SUPPLIED INFORMATION:

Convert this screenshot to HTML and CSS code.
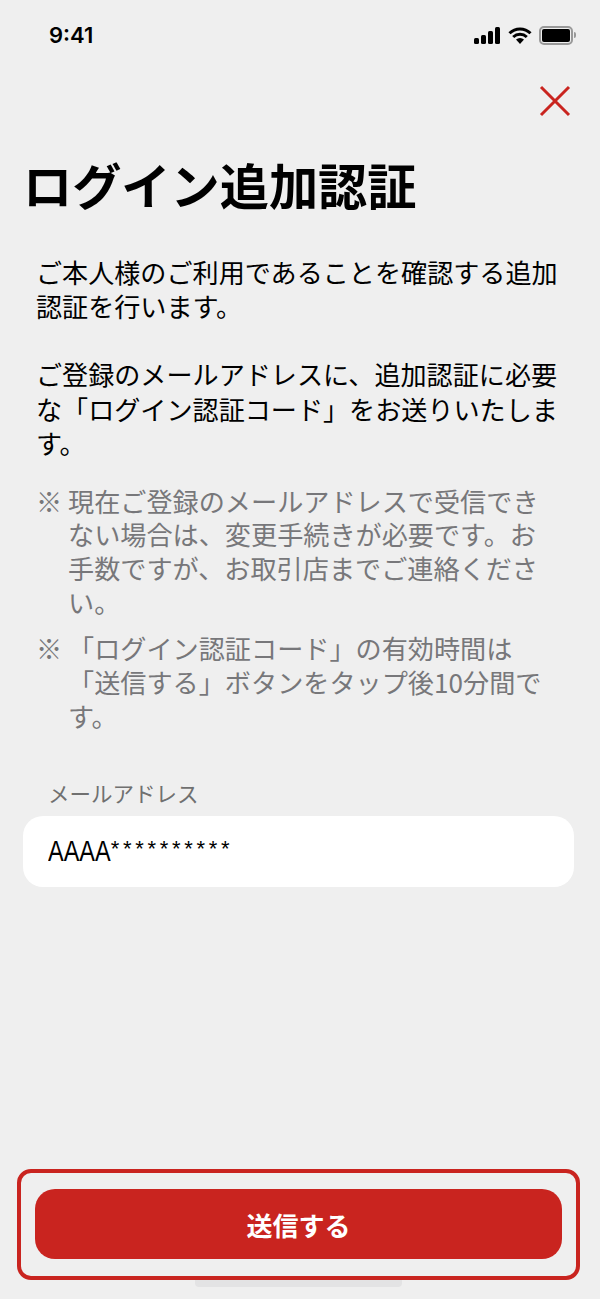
FILE: index.html
```html
<!DOCTYPE html>
<html lang="ja">
<head>
<meta charset="utf-8">
<title>ログイン追加認証</title>
<link rel="stylesheet" href="styles.css">
</head>
<body>
<main class="screen">
  <header class="status">
    <span class="time">9:41</span>
    <span class="status-icons">
      <svg class="signal" width="26" height="17" viewBox="0 0 26 17"><rect x="0" y="11" width="5" height="6" rx="1.5"/><rect x="7" y="8" width="5" height="9" rx="1.5"/><rect x="14" y="4" width="5" height="13" rx="1.5"/><rect x="21" y="0" width="5" height="17" rx="1.5"/></svg>
      <svg class="wifi" width="24" height="17" viewBox="0 0 24 17"><path d="M1.5 6.2a15 15 0 0 1 21 0M5.2 10a10 10 0 0 1 13.6 0" fill="none" stroke="#000" stroke-width="3"/><path d="M8 12.6a6 6 0 0 1 8 0L12 17z"/></svg>
      <span class="battery"><span class="battery-fill"></span></span>
      <span class="battery-tip"></span>
    </span>
  </header>
  <div class="close-row">
    <svg class="close" width="32" height="32" viewBox="0 0 32 32"><path d="M2 2 30 30M30 2 2 30" stroke="#c9241f" stroke-width="3" fill="none"/></svg>
  </div>
  <h1 class="title">ログイン追加認証</h1>
  <section class="intro">
    <p>ご本人様のご利用であることを確認する追加認証を行います。</p>
    <p>ご登録のメールアドレスに、追加認証に必要な「ログイン認証コード」をお送りいたします。</p>
  </section>
  <ul class="notes">
    <li><span class="mark">※</span><span>現在ご登録のメールアドレスで受信できない場合は、変更手続きが必要です。お手数ですが、お取引店までご連絡ください。</span></li>
    <li><span class="mark">※</span><span>「ログイン認証コード」の有効時間は「送信する」ボタンをタップ後10分間です。</span></li>
  </ul>
  <div class="field-label">メールアドレス</div>
  <div class="field"><span class="field-lead">AAAA</span><span class="field-mask">**********</span></div>
  <div class="spacer"></div>
  <div class="action-frame">
    <button class="submit" type="button">送信する</button>
  </div>
  <div class="home-bar"></div>
</main>
</body>
</html>
```
FILE: styles.css
```css
* { box-sizing: border-box; }
html, body { margin: 0; padding: 0; background: #fff; }
body { font-family: "Noto Sans CJK JP", "Liberation Sans", sans-serif; color: #000; }
.screen {
  width: 600px; height: 1299px; background: #efefef;
  display: flex; flex-direction: column; overflow: hidden;
}
.status {
  height: 70px; padding: 0 24px 0 49px;
  display: flex; justify-content: space-between; align-items: center;
}
.time { font-family: Inter, "Liberation Sans", sans-serif; font-size: 22px; font-weight: 600; }
.status-icons { display: flex; align-items: center; }
.signal { margin-right: 8px; }
.wifi { margin-right: 7px; }
.battery {
  width: 34px; height: 19px; border: 2px solid #999; border-radius: 5px;
  padding: 1px; display: block;
}
.battery-fill { display: block; height: 100%; background: #000; border-radius: 2px; }
.battery-tip { width: 2px; height: 6px; background: #999; margin-left: 1px; border-radius: 0 2px 2px 0; }
.close-row { display: flex; justify-content: flex-end; padding: 15px 29px 0 0; height: 47px; }
.close { display: block; }
.title {
  margin: 35px 0 0 23px; font-size: 49.2px; line-height: 64px; font-weight: 700;
}
.intro { margin: 39px 0 0; padding: 0 36px; font-size: 26.1px; line-height: 34.2px; }
.intro p { margin: 0 0 34px; }
.notes {
  list-style: none; margin: -9.5px 0 0; padding: 0 58px 0 36px;
  font-size: 26.15px; line-height: 33.9px; color: #77777a;
}
.notes li { display: flex; margin-bottom: 12px; }
.mark { flex: none; width: 32px; }
.field-label { margin: 32.5px 0 0 48px; font-size: 21.5px; line-height: 30px; color: #707070; }
.field {
  margin: 8px 26px 0 23px; height: 71px; background: #fff; border-radius: 20px;
  padding: 0 25px; display: flex; align-items: center;
  font-family: "Liberation Sans", sans-serif; font-size: 29px;
}
.field-lead { display: block; transform: scaleX(0.81); transform-origin: left center; margin-right: -14.7px; }
.field-mask { font-size: 22px; letter-spacing: 3.7px; margin-bottom: 5px; }
.spacer { flex: 1; }
.action-frame {
  margin: 0 20px 0 17px; height: 111px; border: 4px solid #c9241f; border-radius: 14px;
  padding: 16px 14px;
}
.submit {
  width: 100%; height: 70px; border: 0; border-radius: 20px; background: #c9241f;
  color: #fff; font: 700 26px "Noto Sans CJK JP", sans-serif; display: block; padding: 0;
}
.home-bar {
  width: 207px; height: 7px; margin: 0 0 12px 195px; background: #e3e3e4;
  border-radius: 0 0 4px 4px; flex: none;
}
```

GIVEN PROBLEM: Print the whole listing above once more, word for word, without its pictures.

OUTPUT OF THE EXERCISE:
Convert this screenshot to HTML and CSS code.
FILE: index.html
```html
<!DOCTYPE html>
<html lang="ja">
<head>
<meta charset="utf-8">
<title>ログイン追加認証</title>
<link rel="stylesheet" href="styles.css">
</head>
<body>
<main class="screen">
  <header class="status">
    <span class="time">9:41</span>
    <span class="status-icons">
      <svg class="signal" width="26" height="17" viewBox="0 0 26 17"><rect x="0" y="11" width="5" height="6" rx="1.5"/><rect x="7" y="8" width="5" height="9" rx="1.5"/><rect x="14" y="4" width="5" height="13" rx="1.5"/><rect x="21" y="0" width="5" height="17" rx="1.5"/></svg>
      <svg class="wifi" width="24" height="17" viewBox="0 0 24 17"><path d="M1.5 6.2a15 15 0 0 1 21 0M5.2 10a10 10 0 0 1 13.6 0" fill="none" stroke="#000" stroke-width="3"/><path d="M8 12.6a6 6 0 0 1 8 0L12 17z"/></svg>
      <span class="battery"><span class="battery-fill"></span></span>
      <span class="battery-tip"></span>
    </span>
  </header>
  <div class="close-row">
    <svg class="close" width="32" height="32" viewBox="0 0 32 32"><path d="M2 2 30 30M30 2 2 30" stroke="#c9241f" stroke-width="3" fill="none"/></svg>
  </div>
  <h1 class="title">ログイン追加認証</h1>
  <section class="intro">
    <p>ご本人様のご利用であることを確認する追加認証を行います。</p>
    <p>ご登録のメールアドレスに、追加認証に必要な「ログイン認証コード」をお送りいたします。</p>
  </section>
  <ul class="notes">
    <li><span class="mark">※</span><span>現在ご登録のメールアドレスで受信できない場合は、変更手続きが必要です。お手数ですが、お取引店までご連絡ください。</span></li>
    <li><span class="mark">※</span><span>「ログイン認証コード」の有効時間は「送信する」ボタンをタップ後10分間です。</span></li>
  </ul>
  <div class="field-label">メールアドレス</div>
  <div class="field"><span class="field-lead">AAAA</span><span class="field-mask">**********</span></div>
  <div class="spacer"></div>
  <div class="action-frame">
    <button class="submit" type="button">送信する</button>
  </div>
  <div class="home-bar"></div>
</main>
</body>
</html>
```
FILE: styles.css
```css
* { box-sizing: border-box; }
html, body { margin: 0; padding: 0; background: #fff; }
body { font-family: "Noto Sans CJK JP", "Liberation Sans", sans-serif; color: #000; }
.screen {
  width: 600px; height: 1299px; background: #efefef;
  display: flex; flex-direction: column; overflow: hidden;
}
.status {
  height: 70px; padding: 0 24px 0 49px;
  display: flex; justify-content: space-between; align-items: center;
}
.time { font-family: Inter, "Liberation Sans", sans-serif; font-size: 22px; font-weight: 600; }
.status-icons { display: flex; align-items: center; }
.signal { margin-right: 8px; }
.wifi { margin-right: 7px; }
.battery {
  width: 34px; height: 19px; border: 2px solid #999; border-radius: 5px;
  padding: 1px; display: block;
}
.battery-fill { display: block; height: 100%; background: #000; border-radius: 2px; }
.battery-tip { width: 2px; height: 6px; background: #999; margin-left: 1px; border-radius: 0 2px 2px 0; }
.close-row { display: flex; justify-content: flex-end; padding: 15px 29px 0 0; height: 47px; }
.close { display: block; }
.title {
  margin: 35px 0 0 23px; font-size: 49.2px; line-height: 64px; font-weight: 700;
}
.intro { margin: 39px 0 0; padding: 0 36px; font-size: 26.1px; line-height: 34.2px; }
.intro p { margin: 0 0 34px; }
.notes {
  list-style: none; margin: -9.5px 0 0; padding: 0 58px 0 36px;
  font-size: 26.15px; line-height: 33.9px; color: #77777a;
}
.notes li { display: flex; margin-bottom: 12px; }
.mark { flex: none; width: 32px; }
.field-label { margin: 32.5px 0 0 48px; font-size: 21.5px; line-height: 30px; color: #707070; }
.field {
  margin: 8px 26px 0 23px; height: 71px; background: #fff; border-radius: 20px;
  padding: 0 25px; display: flex; align-items: center;
  font-family: "Liberation Sans", sans-serif; font-size: 29px;
}
.field-lead { display: block; transform: scaleX(0.81); transform-origin: left center; margin-right: -14.7px; }
.field-mask { font-size: 22px; letter-spacing: 3.7px; margin-bottom: 5px; }
.spacer { flex: 1; }
.action-frame {
  margin: 0 20px 0 17px; height: 111px; border: 4px solid #c9241f; border-radius: 14px;
  padding: 16px 14px;
}
.submit {
  width: 100%; height: 70px; border: 0; border-radius: 20px; background: #c9241f;
  color: #fff; font: 700 26px "Noto Sans CJK JP", sans-serif; display: block; padding: 0;
}
.home-bar {
  width: 207px; height: 7px; margin: 0 0 12px 195px; background: #e3e3e4;
  border-radius: 0 0 4px 4px; flex: none;
}
```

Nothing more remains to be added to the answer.